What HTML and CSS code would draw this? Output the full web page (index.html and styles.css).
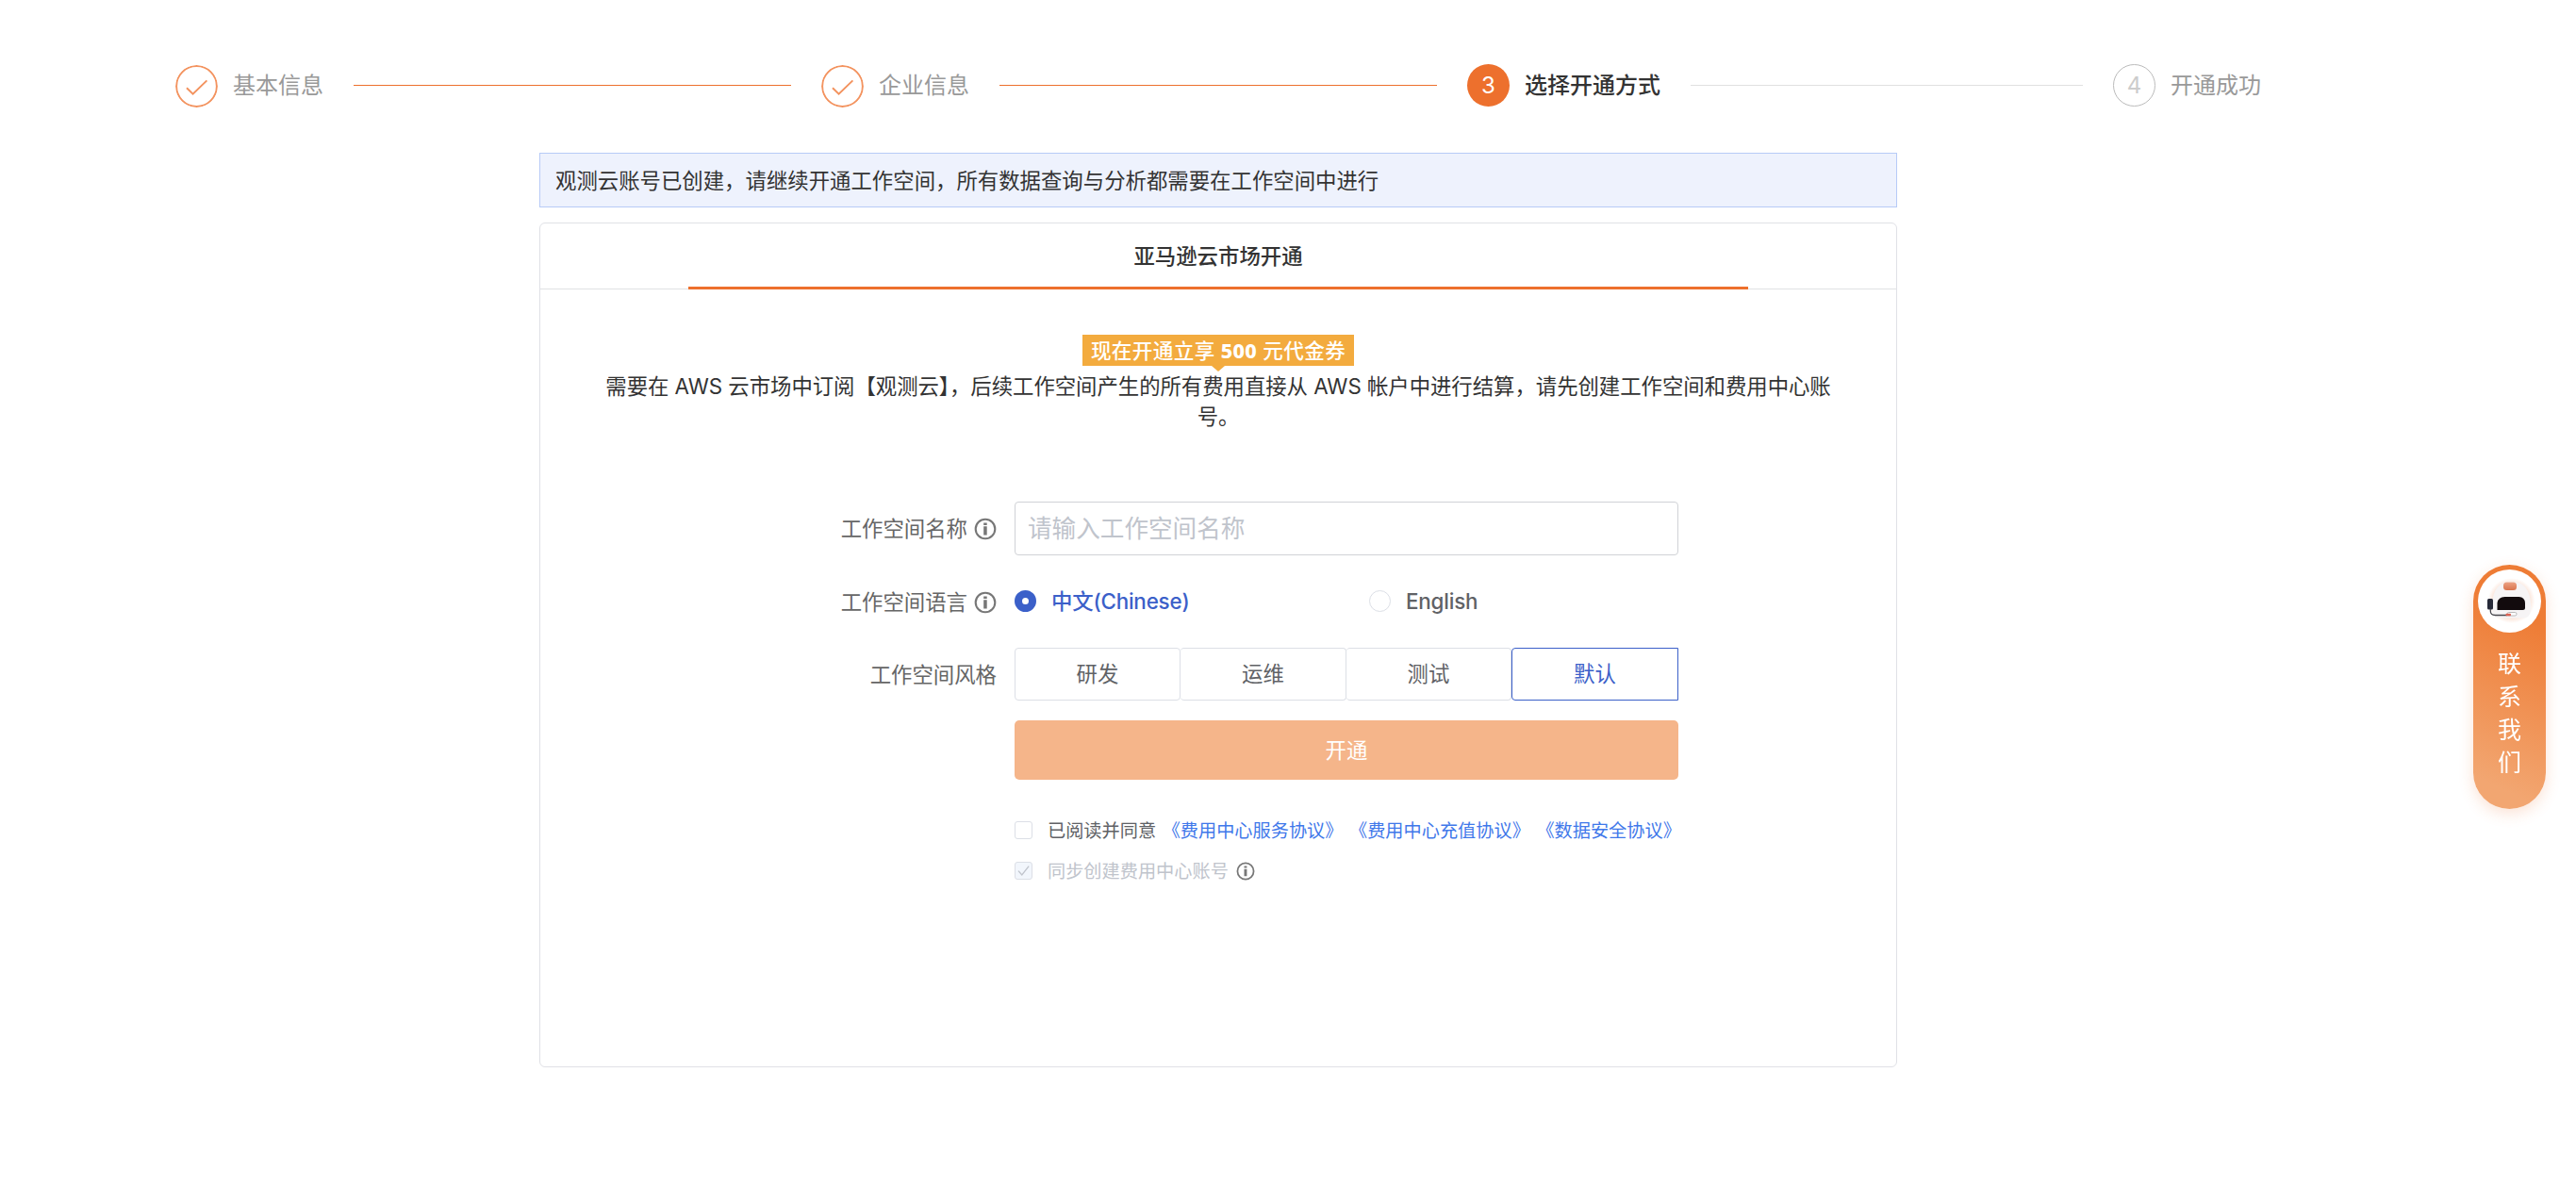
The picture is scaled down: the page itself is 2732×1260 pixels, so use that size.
FILE: index.html
```html
<!DOCTYPE html>
<html lang="zh-CN">
<head>
<meta charset="utf-8">
<title>选择开通方式</title>
<link rel="stylesheet" href="styles.css">
</head>
<body>
<svg class="defs" width="0" height="0">
  <symbol id="info" viewBox="0 0 24 24">
    <circle cx="12" cy="12" r="10.3" fill="none" stroke="currentColor" stroke-width="2.1"/>
    <path d="M10.2 5.4h3.5v2.5h-3.5zM10.2 9.3h3.5v9.1h-3.5z" fill="currentColor"/>
  </symbol>
  <symbol id="tick" viewBox="0 0 45 45">
    <circle cx="22.5" cy="22.5" r="21.4" fill="none" stroke="currentColor" stroke-width="2"/>
    <path d="M12 24.2l6.6 6.4L33.4 16.4" fill="none" stroke="currentColor" stroke-width="2"/>
  </symbol>
</svg>

<ol class="steps">
  <li class="step done"><svg class="mark"><use href="#tick"/></svg><span class="title">基本信息</span><i class="line"></i></li>
  <li class="step done"><svg class="mark"><use href="#tick"/></svg><span class="title">企业信息</span><i class="line"></i></li>
  <li class="step current"><span class="mark">3</span><span class="title">选择开通方式</span><i class="line"></i></li>
  <li class="step wait"><span class="mark">4</span><span class="title">开通成功</span></li>
</ol>

<main class="main">
  <div class="notice">观测云账号已创建，请继续开通工作空间，所有数据查询与分析都需要在工作空间中进行</div>
  <section class="card">
    <div class="tabs"><div class="tab">亚马逊云市场开通</div></div>
    <div class="intro">
      <span class="promo">现在开通立享 <b>500</b> 元代金券</span>
      <p class="desc">需要在 AWS 云市场中订阅【观测云】，后续工作空间产生的所有费用直接从 AWS 帐户中进行结算，请先创建工作空间和费用中心账<br>号。</p>
    </div>
    <form class="form">
      <div class="label name">工作空间名称<svg class="info"><use href="#info"/></svg></div>
      <input class="input" type="text" placeholder="请输入工作空间名称">
      <div class="label lang">工作空间语言<svg class="info"><use href="#info"/></svg></div>
      <div class="radios">
        <span class="radio on"><i class="dot"></i><span>中文(Chinese)</span></span>
        <span class="radio"><i class="dot"></i><span>English</span></span>
      </div>
      <div class="label style">工作空间风格</div>
      <div class="group"><span class="opt">研发</span><span class="opt">运维</span><span class="opt">测试</span><span class="opt on">默认</span></div>
      <button class="submit" type="button">开通</button>
      <div class="check agree"><i class="box"></i><span class="txt">已阅读并同意</span><a>《费用中心服务协议》</a><a>《费用中心充值协议》</a><a>《数据安全协议》</a></div>
      <div class="check sync"><svg class="box" viewBox="0 0 19 19"><path d="M3.400 9.600l4.200 4.800 8.200-10.400" fill="none" stroke="#c0c4cc" stroke-width="1.5"/></svg><span class="txt">同步创建费用中心账号</span><svg class="info"><use href="#info"/></svg></div>
    </form>
  </section>
</main>

<aside class="contact">
  <svg class="avatar" viewBox="0 0 67 67">
    <defs>
      <radialGradient id="glow"><stop offset=".75" stop-color="#fbe3d6"/><stop offset="1" stop-color="#fff"/></radialGradient>
      <linearGradient id="cap" x2="0" y2="1"><stop stop-color="#eda283"/><stop offset="1" stop-color="#d9734c"/></linearGradient>
    </defs>
    <circle cx="33.5" cy="33.5" r="33.5" fill="#fff"/>
    <ellipse cx="35.500" cy="33" rx="25" ry="24" fill="url(#glow)"/>
    <path d="M15 40c0-17 6-27 20.500-27S56 23 56 40c0 9-3 11.500-9 11.500H24c-6 0-9-3-9-11.500z" fill="#f6f4f5"/>
    <rect x="27" y="13.500" width="14" height="8.500" rx="3.500" fill="url(#cap)"/>
    <path d="M20.500 43v-7.500q1-6.500 8-6.500h15q6 0 6.500 6.500v5q0 2.500-2.500 2.500z" fill="#120b0d"/>
    <rect x="10" y="31" width="6" height="11.500" rx="1.500" fill="#272a38"/>
    <path d="M13.300 42v2q0 4.500 5 4.500h13" fill="none" stroke="#4a4a50" stroke-width="1.300"/>
    <rect x="31" y="45.500" width="10" height="3.500" rx="1.700" fill="#fff" stroke="#aaa" stroke-width=".8"/>
    <rect x="29.500" y="46.800" width="5.500" height="2.500" rx="1" fill="#dc6253"/>
  </svg>
  <span class="vertical">联<br>系<br>我<br>们</span>
</aside>
</body>
</html>
```
FILE: styles.css
```css
* { box-sizing: border-box; }
body {
  margin: 0;
  min-height: 1260px;
  background: #fff;
  color: #333;
  font: 22.4px/32px Inter, "Noto Sans CJK SC", sans-serif;
}
.defs { position: absolute; }
.steps {
  display: grid;
  grid-template-columns: 685px 685px 685px auto;
  grid-template-rows: 45px;
  width: 2300px;
  height: 45px;
  margin: 68px 0 49px 186px;
  padding: 0;
  list-style: none;
}
.step { display: flex; align-items: center; height: 45px; color: #999; font-size: 24px; }
.mark {
  flex: none;
  width: 45px;
  height: 45px;
  border-radius: 50%;
  line-height: 45px;
  text-align: center;
}
.title { margin-left: 16px; white-space: nowrap; }
.line { flex: 1; height: 1px; margin: 0 32px; background: #e0e0e0; }
.done .mark { margin-top: 2px; color: #f3935f; }
.done .line { background: #ed702d; }
.current .mark { background: #ed702d; color: #fff; }
.current .title { color: #333; font-weight: 500; }
.wait .mark { border: 1px solid #bbb; color: #ccc; line-height: 43px; }

.main { width: 1440px; margin-left: 572px; }
.notice {
  height: 58px;
  padding: 0 16px;
  border: 1px solid #b7cbf7;
  background: #eef2fd;
  line-height: 58px;
}
.card {
  height: 896px;
  margin-top: 16px;
  border: 1px solid #e0e1e6;
  border-radius: 6px;
}
.tabs { height: 70px; padding: 0 157px; border-bottom: 1px solid #e0e1e4; }
.tab {
  height: 70px;
  border-bottom: 3px solid #ed702d;
  font-weight: 500;
  line-height: 69px;
  text-align: center;
}
.intro { display: flex; flex-direction: column; align-items: center; padding-top: 48px; }
.promo {
  position: relative;
  width: 288px;
  height: 33px;
  background: #f3ab3e;
  color: #fff;
  font-size: 21.600px;
  font-weight: 500;
  letter-spacing: .35px;
  line-height: 33px;
  text-align: center;
  white-space: nowrap;
}
.promo b { font-family: "Noto Sans", sans-serif; font-weight: 800; }
.promo::after {
  content: "";
  position: absolute;
  top: 33px;
  left: 50%;
  margin-left: -7px;
  border: 7px solid transparent;
  border-top: 6px solid #f3ab3e;
  border-bottom: 0;
}
.desc { margin: 6px 0 0; letter-spacing: -.04px; text-align: center; white-space: nowrap; }
.form {
  display: grid;
  grid-template-columns: 484px 704px;
  grid-template-rows: 57px 98px 56px 63px auto auto;
  column-gap: 19px;
  margin-top: 74px;
  color: #606266;
}
.label { display: flex; align-items: center; justify-content: flex-end; color: #666; }
.lang, .style { padding-top: 2px; }
.info { flex: none; width: 24px; height: 24px; margin-left: 7px; color: #777; }
.input {
  width: 704px;
  height: 57px;
  padding: 0 13px;
  border: 1px solid #d0d2d6;
  border-radius: 4px;
  background: #fff;
  font: 25.600px Inter, "Noto Sans CJK SC", sans-serif;
}
.input::placeholder { color: #c0c4cc; opacity: 1; }
.radios { display: grid; grid-template-columns: 376px 1fr; align-items: center; padding-bottom: 1px; }
.radio { display: flex; align-items: center; gap: 16px; font-weight: 500; letter-spacing: -.2px; }
.dot { width: 23px; height: 23px; border: 1px solid #dcdfe6; border-radius: 50%; }
.radio.on { color: #3b60c9; }
.on .dot { border: 8px solid #3b60c9; }
.group { display: grid; grid-template-columns: 176px 176px 175px 177px; }
.opt { border: 1px solid #dcdfe6; border-left-width: 0; border-radius: 4px; line-height: 54px; text-align: center; }
.opt:first-child { border-left-width: 1px; }
.opt.on { border: 1px solid #3b60c9; border-radius: 4px 0 0 4px; color: #3b60c9; }
.submit {
  grid-column: 2;
  height: 63px;
  margin-top: 21px;
  padding: 0 0 4px;
  border: 0;
  border-radius: 5px;
  background: #f5b58a;
  color: #fff;
  font: 22.400px Inter, "Noto Sans CJK SC", sans-serif;
}
.check { grid-column: 2; display: flex; align-items: center; height: 43px; font-size: 19.200px; white-space: nowrap; }
.agree { margin-top: 53px; }
.box { flex: none; width: 19px; height: 19px; margin-right: 16px; border: 1px solid #dcdfe6; border-radius: 3px; }
.check a { margin-left: 6.500px; color: #3f78ea; }
.sync { color: #c0c4cc; }
.sync .box { background: #f2f6fc; }
.sync .info { width: 20px; height: 20px; margin-left: 8px; }

.contact {
  position: fixed;
  top: 599px;
  left: 2623px;
  display: flex;
  flex-direction: column;
  align-items: center;
  width: 77px;
  height: 259px;
  padding-top: 5px;
  border-radius: 39px;
  background: linear-gradient(205deg, #ee7c35 22%, #f2a671 88%);
  box-shadow: 0 5px 16px rgba(237, 112, 45, .2);
  color: #fff;
  font-size: 25px;
  line-height: 35px;
}
.avatar { width: 67px; height: 67px; }
.vertical { margin-top: 16px; text-align: center; }
```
• • • • •
Find the lines that include the string "index", then copy each of them.

> **SOLUTION FOR THIS PROBLEM**
What HTML and CSS code would draw this? Output the full web page (index.html and styles.css).
FILE: index.html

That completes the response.